-- Start Data provided --
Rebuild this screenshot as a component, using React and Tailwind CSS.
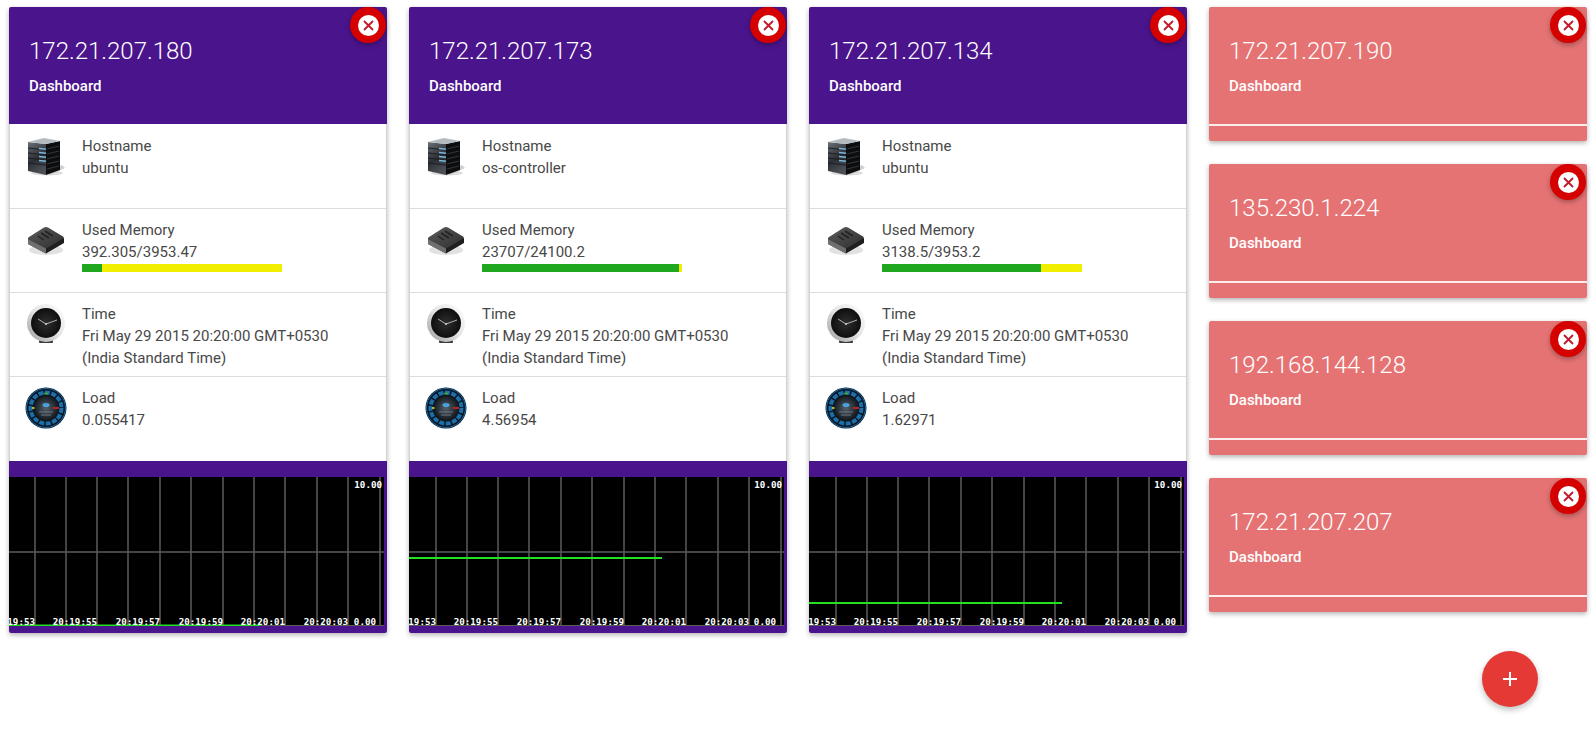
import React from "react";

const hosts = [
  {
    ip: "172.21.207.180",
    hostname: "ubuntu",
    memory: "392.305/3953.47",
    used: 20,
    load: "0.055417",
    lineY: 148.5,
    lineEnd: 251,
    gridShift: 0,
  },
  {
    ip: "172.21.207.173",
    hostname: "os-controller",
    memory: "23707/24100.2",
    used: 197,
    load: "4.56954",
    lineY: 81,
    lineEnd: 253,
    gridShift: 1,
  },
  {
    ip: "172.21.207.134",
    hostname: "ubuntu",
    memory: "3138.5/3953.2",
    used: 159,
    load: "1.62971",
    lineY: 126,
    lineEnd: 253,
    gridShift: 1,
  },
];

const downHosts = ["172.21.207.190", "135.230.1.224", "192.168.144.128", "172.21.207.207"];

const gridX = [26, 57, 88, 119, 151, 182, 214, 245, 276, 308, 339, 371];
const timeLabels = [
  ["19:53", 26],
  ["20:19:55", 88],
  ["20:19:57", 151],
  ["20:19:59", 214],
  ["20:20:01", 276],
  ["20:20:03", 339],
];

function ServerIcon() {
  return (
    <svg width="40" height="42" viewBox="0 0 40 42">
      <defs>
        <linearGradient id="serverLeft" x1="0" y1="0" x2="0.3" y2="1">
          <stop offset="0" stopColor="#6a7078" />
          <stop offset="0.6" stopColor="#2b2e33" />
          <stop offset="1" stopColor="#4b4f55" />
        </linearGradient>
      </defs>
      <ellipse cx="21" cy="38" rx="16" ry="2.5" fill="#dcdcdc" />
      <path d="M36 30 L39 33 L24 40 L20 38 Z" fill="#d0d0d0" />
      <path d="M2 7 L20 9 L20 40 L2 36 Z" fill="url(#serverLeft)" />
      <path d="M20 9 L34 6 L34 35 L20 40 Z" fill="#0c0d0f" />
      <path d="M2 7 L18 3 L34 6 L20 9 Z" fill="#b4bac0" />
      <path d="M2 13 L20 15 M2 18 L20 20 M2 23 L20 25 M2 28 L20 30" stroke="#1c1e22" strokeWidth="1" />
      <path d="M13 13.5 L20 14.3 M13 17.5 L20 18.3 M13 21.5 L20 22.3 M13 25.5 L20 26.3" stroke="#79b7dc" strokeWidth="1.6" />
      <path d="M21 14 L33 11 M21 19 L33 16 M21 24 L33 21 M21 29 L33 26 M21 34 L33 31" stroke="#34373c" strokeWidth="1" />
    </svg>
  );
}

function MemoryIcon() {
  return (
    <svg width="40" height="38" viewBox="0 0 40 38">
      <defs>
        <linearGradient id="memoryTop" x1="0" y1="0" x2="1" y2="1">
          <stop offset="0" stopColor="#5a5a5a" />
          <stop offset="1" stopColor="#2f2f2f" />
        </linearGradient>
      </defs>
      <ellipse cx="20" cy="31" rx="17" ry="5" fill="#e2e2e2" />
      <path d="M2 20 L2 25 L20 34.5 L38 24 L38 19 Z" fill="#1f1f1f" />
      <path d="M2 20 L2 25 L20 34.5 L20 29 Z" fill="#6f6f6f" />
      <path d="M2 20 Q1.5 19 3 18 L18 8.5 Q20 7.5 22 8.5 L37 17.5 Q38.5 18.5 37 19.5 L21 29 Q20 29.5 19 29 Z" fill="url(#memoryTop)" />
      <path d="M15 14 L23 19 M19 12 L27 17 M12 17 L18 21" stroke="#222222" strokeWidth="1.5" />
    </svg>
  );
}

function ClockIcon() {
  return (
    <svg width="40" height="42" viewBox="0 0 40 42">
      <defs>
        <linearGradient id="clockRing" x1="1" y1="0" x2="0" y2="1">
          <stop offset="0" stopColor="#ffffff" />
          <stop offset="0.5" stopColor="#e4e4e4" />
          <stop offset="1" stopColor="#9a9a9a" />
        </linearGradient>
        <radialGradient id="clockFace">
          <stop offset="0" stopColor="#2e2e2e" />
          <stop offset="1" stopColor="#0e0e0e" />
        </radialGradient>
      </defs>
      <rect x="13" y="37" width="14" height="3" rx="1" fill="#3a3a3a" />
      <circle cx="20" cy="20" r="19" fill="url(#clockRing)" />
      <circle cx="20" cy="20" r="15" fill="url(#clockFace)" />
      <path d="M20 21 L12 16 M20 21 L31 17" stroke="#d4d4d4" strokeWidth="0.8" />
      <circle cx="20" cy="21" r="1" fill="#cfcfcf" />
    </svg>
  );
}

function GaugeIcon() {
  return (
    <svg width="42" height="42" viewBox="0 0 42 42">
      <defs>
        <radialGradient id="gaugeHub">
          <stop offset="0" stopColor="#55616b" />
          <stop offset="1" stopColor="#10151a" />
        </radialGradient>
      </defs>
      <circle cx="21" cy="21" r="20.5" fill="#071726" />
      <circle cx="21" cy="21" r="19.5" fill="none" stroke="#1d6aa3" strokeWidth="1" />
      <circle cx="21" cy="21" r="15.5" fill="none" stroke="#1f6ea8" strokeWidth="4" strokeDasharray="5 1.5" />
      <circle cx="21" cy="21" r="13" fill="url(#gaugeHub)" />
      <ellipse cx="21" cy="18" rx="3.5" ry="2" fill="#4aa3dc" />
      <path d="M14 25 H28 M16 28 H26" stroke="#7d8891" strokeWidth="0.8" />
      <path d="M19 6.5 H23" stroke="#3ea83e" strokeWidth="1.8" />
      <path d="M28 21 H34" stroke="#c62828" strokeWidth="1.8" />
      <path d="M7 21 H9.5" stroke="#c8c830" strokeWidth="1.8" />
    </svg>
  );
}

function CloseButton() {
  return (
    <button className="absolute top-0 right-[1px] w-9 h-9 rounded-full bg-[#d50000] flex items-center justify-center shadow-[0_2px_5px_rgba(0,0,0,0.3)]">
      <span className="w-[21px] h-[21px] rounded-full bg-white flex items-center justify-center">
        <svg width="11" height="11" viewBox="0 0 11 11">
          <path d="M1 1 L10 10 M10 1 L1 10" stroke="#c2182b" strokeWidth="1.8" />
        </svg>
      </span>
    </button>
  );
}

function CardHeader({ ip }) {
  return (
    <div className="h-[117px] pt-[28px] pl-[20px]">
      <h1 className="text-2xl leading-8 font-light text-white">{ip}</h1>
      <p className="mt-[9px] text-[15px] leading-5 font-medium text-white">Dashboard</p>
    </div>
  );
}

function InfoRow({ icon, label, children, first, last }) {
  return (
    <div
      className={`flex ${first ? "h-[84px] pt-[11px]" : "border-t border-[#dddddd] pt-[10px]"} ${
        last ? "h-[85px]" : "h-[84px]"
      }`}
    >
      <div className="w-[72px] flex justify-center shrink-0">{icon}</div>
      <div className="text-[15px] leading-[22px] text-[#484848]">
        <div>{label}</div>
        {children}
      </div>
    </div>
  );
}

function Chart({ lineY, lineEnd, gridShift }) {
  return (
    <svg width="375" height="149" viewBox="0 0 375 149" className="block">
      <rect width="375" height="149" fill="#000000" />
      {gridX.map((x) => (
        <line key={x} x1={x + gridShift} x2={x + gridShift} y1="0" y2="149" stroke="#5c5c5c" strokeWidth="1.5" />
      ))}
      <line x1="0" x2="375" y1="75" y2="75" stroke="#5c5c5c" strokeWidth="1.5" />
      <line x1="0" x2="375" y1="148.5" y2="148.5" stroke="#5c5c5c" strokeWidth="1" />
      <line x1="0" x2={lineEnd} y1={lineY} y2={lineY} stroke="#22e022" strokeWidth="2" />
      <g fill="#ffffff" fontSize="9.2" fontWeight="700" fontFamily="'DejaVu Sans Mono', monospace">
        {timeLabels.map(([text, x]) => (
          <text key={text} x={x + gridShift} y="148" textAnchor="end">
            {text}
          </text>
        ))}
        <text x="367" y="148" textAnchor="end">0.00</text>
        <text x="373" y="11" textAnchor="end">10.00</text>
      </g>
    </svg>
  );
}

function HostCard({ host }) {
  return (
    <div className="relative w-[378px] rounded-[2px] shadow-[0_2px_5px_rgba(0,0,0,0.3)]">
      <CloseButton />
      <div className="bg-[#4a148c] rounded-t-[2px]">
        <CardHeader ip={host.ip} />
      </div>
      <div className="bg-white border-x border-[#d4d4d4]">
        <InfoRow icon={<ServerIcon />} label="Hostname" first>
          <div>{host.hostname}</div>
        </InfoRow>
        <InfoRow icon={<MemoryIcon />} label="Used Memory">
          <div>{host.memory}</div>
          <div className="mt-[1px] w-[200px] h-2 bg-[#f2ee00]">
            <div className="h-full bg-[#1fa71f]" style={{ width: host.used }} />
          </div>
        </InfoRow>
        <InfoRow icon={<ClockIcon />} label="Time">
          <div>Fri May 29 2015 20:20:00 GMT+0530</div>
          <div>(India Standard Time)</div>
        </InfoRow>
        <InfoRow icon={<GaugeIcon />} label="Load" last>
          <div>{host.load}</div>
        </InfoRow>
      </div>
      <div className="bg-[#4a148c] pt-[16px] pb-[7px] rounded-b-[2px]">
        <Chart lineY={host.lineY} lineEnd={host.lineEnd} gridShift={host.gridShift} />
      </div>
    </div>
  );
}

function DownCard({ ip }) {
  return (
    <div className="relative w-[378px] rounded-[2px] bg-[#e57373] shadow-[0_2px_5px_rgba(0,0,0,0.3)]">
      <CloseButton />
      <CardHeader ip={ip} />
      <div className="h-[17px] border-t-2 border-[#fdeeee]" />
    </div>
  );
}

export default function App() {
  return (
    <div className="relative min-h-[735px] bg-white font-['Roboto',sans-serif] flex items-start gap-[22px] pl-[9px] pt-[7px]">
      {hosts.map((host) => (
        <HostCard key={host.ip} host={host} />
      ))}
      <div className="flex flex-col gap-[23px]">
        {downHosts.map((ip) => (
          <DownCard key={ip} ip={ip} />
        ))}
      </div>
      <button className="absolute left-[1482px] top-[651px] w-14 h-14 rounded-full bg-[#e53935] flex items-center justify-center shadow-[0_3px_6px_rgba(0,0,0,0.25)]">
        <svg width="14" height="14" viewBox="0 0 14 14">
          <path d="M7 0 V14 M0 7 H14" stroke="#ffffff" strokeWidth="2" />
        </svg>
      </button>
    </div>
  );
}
-- End Data provided --
- Your objective
Up to and including the line with "import React from", copy the data above from its first line. Skip pictures.

- Complete response
Rebuild this screenshot as a component, using React and Tailwind CSS.
import React from "react";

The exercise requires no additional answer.